I need input. I've been dating a man for 2 1/2 years. His daughter is 27 (he's 58). His first wife, mother of daughter, left them when she was 12. Father raised her and brother three years younger. His second marriage was destroyed by her (I was told) but he blames second wife for wanting him to "divorce" his kids. I just left him because what I witness is "Dad's" failure to put boundaries around adult daughter. She was openly rude to me (I joined dad to a wake, but she refused to come into the funeral home because I was with him). I never said, did, etc., negative to her to deserve it. After he walked me into the funeral home, he went right outside to be with her.

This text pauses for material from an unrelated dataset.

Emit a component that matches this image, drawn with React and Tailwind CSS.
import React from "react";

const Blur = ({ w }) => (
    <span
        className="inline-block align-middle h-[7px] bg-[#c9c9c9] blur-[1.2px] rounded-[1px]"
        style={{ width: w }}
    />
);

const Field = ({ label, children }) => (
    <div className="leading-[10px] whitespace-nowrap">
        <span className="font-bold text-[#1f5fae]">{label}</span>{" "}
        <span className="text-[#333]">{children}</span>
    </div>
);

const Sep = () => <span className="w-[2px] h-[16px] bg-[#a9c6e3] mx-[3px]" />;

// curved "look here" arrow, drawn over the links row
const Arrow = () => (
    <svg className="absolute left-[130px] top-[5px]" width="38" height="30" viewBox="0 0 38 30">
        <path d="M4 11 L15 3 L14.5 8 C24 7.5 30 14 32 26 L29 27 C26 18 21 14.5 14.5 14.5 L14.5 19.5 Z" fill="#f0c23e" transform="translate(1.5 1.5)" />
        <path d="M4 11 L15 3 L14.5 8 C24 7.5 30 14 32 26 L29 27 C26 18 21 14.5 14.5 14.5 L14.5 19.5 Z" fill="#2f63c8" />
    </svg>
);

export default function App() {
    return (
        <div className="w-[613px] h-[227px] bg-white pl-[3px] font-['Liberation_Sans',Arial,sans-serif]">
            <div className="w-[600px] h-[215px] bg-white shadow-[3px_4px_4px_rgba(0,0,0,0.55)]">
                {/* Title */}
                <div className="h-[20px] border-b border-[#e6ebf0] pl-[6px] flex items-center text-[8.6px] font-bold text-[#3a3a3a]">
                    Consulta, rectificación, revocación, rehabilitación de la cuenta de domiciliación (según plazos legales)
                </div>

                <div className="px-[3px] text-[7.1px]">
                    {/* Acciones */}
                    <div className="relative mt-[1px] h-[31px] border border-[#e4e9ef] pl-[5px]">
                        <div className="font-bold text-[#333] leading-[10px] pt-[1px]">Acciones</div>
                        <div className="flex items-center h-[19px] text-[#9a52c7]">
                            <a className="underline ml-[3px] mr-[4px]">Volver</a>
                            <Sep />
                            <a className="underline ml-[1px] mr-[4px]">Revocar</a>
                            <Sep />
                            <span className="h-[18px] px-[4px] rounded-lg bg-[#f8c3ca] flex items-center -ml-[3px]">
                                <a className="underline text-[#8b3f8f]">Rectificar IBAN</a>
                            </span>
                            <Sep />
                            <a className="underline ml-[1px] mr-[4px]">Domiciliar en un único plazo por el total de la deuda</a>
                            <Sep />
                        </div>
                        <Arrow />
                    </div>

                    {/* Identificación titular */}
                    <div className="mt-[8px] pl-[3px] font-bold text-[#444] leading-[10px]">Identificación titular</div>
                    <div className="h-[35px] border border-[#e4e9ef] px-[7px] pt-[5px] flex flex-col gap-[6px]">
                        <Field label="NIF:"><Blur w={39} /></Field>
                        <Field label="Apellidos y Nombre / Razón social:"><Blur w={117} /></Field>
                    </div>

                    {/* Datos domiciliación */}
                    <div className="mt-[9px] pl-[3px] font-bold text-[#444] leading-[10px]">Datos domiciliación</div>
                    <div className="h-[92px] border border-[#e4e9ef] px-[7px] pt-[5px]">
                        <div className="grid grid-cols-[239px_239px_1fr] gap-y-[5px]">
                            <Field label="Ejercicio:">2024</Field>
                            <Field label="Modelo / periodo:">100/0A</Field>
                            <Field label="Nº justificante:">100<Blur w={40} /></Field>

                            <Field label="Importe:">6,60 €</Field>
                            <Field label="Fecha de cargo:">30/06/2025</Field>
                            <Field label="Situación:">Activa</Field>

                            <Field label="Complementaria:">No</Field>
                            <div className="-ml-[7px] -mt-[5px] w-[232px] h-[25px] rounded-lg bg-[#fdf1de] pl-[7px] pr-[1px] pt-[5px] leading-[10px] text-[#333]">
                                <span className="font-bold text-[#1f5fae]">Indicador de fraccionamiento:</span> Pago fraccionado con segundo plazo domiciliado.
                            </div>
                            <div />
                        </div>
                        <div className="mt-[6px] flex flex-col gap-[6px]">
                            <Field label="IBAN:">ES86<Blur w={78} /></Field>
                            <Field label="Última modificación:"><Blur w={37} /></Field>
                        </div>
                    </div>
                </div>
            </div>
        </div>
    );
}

That is just one example and the entire family permits lack of boundaries around the adult daughter and always say "well, her mother abandoned the kids when she was 12.) I also left because he also never could "partner" -- i.e., make joint decisions when both of us were affected by the decision. Is this type of behavior, failure to act as a partner in a relationship, also a symptom of psychological incest? She also still calls him "Daddy" despite that she's 27? Also, she was dating a guy, found out he was married, flew down to the Caribbean to break up with married boyfriend. Then still dates him for another 2 years, breaks up and my boyfriend tells me that she "just learned" boyfriend was married. Father constantly lets his adult daughter be a "victim" in her relationships. Is that a symptom of psychological incest?

My old boyfriend's second marriage failure because of his adult daughter. She relished telling me all about what he would do to wife #2 behind her back -- while the father sits silently when the daughter tells me that. Despite that his second marriage fell apart because he has no balance between relationship with lovers/wife/significant others and his daughter.

I really need help because I actually feel like a victim in their very, very unusual father-daughter relationship. I left because it made me mentally ill because my boyfriend (whose 58 yrs old) kept telling me that their relationship is normal. She fails to show up for XMAS, or calls another XMAS morning and refuses to talk to me because I answered the phone -- the father, kicked me and my 4 year old son out Christmas Day because she called and I answered the phone.

Reply from Darlene: Joy, I moved your comments to this Ask Darlene page because the individual comments pages are reserved for replies that are directed to the person who wrote the original article, story or commentary. It would be disrespectful to that contributor to deal with issues outside of the premise of their contribution. I'm sure you understand.

Joy, I've dedicated this site to child abuse issues, and as such, I do not offer relationship advice, nor am I a psychologist. I suggest you seek out the services of a relationship counsellor in order to help you deal with the emotions you have regarding the father-daughter dynamics in this family.